THE Indian Paper Manufacturers Association (IPMA) has urged the Union Finance Ministry to rationalise the excise duty structure and introduce a uniform excise duty of eight per cent in the ensuing Budget.

In a pre-Budget memorandum, the IPMA, representing paper units with a size of 60 lakh tonnes of annual production and Rs 17,000 crore of turnover, has called for immediately disbanding the existing multi-tier excise structure, which it felt, hindered the growth of the paper industry.

Addressing newspersons here on Friday, the IPMA President, Mr Rajeev R. Vederah, said there was no uniform excise duty at present for the Indian paper industry and the duty varied from zero to 16 per cent.

He said the association had asked the Government to de-link the excise duty from type of raw material used for paper production.

Stating that the country was already a part of the WTO and had signed various free trade agreements and regional trade agreements, he said the domestic paper industry needed enablers for a level playing field to effectively compete with imports.

Retain 15 per cent customs duty: Accordingly, it urged the Government to retain the existing basic customs duty of 15 per cent for few more years.

"Any further reduction in import tariffs in the short-term would be detrimental to the health of the Indian paper industry.

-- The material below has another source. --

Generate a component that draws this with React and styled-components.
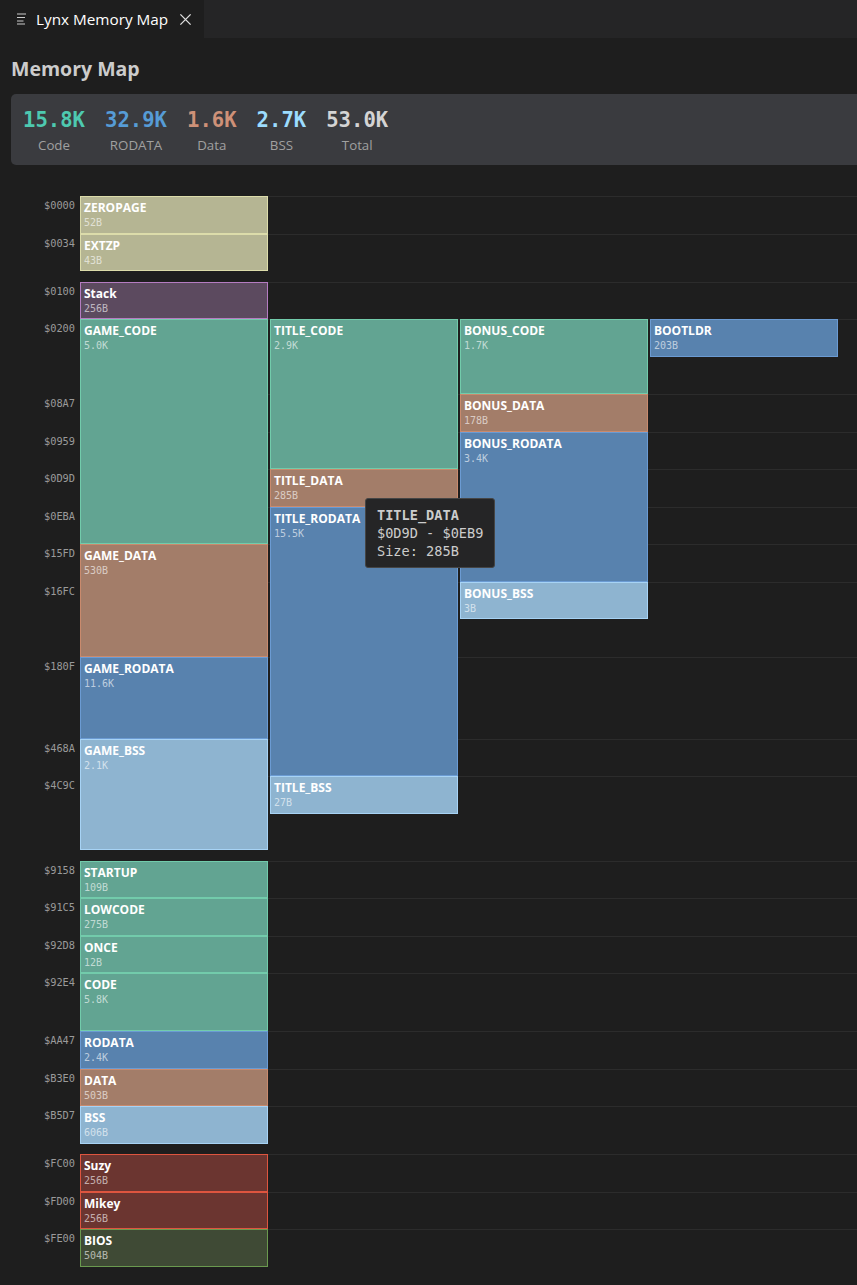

Therefore, it is essential that the current basic customs duty is maintained till enabling policies required to help the domestic industry are put in place," Mr Vederah, who is also the Joint Managing Director of Ballarpur Industries Ltd (BILT), said.

According to the IPMA Vice-President, Mr Pradeep Dhobale, who is also the Divisional Chief Executive of ITC Ltd, raw material accounts for up to 50 per cent of paper production costs and the paper industry was facing a serious raw material crunch, resulting in significant dependence on imports and huge forex outgo. The industry needs enablers from the Government to develop an indigenous raw material base and also generate employment by facilitating farm forestry on a bigger scale.

"This can only happen when a paradigm shift from `conservation-centred' management to `production-centred' management of forests at the policy level. The paper industry needs 1.2-1.5-million hectares of plantation area, which is only three per cent of the country's total degraded forestland. Development of approximately 1.2-million hectares would not only bridge the shortfall of critical raw material, but also results in the creation of around 3.65-lakh jobs annually," Mr Dhobale said.

The IPMA Secretary-General, Mr R. Narayan Moorthy, has urged the Government to provide technology upgradation fund at par with the textile industry to overcome technological obsolescence and meet emerging domestic and global challenges.